- Shirud Location in Maharashtra, India Shirud Shirud (India)
- Coordinates: 20°44′01″N 74°53′30″E﻿ / ﻿20.7337°N 74.8916°E
- Country: India
- State: Maharashtra
- District: Dhule

Government
- • Type: Gram Panchayat

Area
- • Total: 38.943 km^{2} (15.036 sq mi)

Population (2011)
- • Total: 8,455
- • Density: 217.1/km^{2} (562.3/sq mi)

Language
- • Official: Marathi

Language Spoken
- • Regional: Khandeshi (Ahirani)
- Time zone: UTC+5:30 (IST)
- PIN: 424308
- Vehicle registration: MH-18

= Shirud =

Village in Maharashtra

Shirud is a village in the Dhule district of Maharashtra, India, with a population of 8,455 as of the 2011 Census. Known for its historical and cultural landmarks, the village is home to the Kalika Devi Temple, a Hindu shrine dedicated to Goddess Kali. Constructed around 1200 CE and later renovated during the Maratha Empire (17th–19th century), the temple is recognized as a protected archaeological site for its ancient architecture and serene natural surroundings. Pilgrims flock to the temple during Navratri, a nine-day festival honoring the goddess, and an annual Khandoba Jatra fair in February attracts visitors for religious observances and local shopping over ten days.

Situated at the confluence of the Bori and Mandur rivers, Shirud features a small dam that supports local water resources.
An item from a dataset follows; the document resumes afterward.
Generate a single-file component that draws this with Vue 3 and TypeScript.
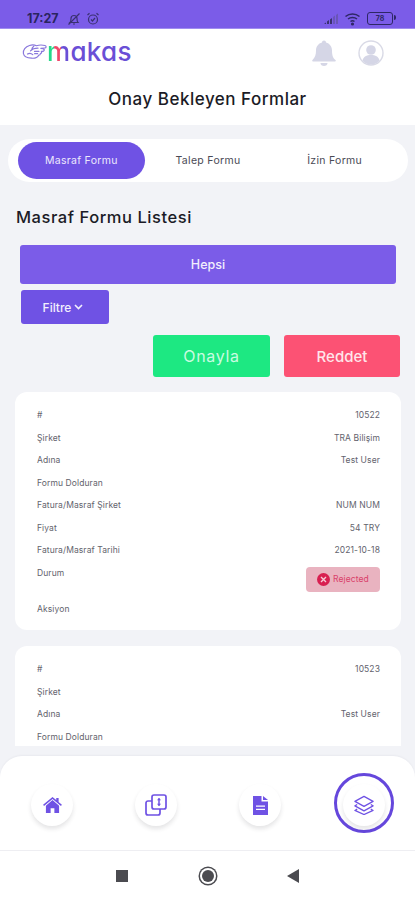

The village lies near the Shirud-Vinchur Chowfuli, a key road junction connecting it to neighboring regions. As a commercial and educational hub, Shirud hosts a weekly Friday bazaar where agricultural goods and handicrafts are traded, and its schools serve students from surrounding villages.

The village’s 2011 census data reflects a gender distribution of 51% males and 49% females, with a literacy rate of 76%. Road connectivity via state highways links Shirud to Dhule, the nearest major city approximately 25 kilometers away.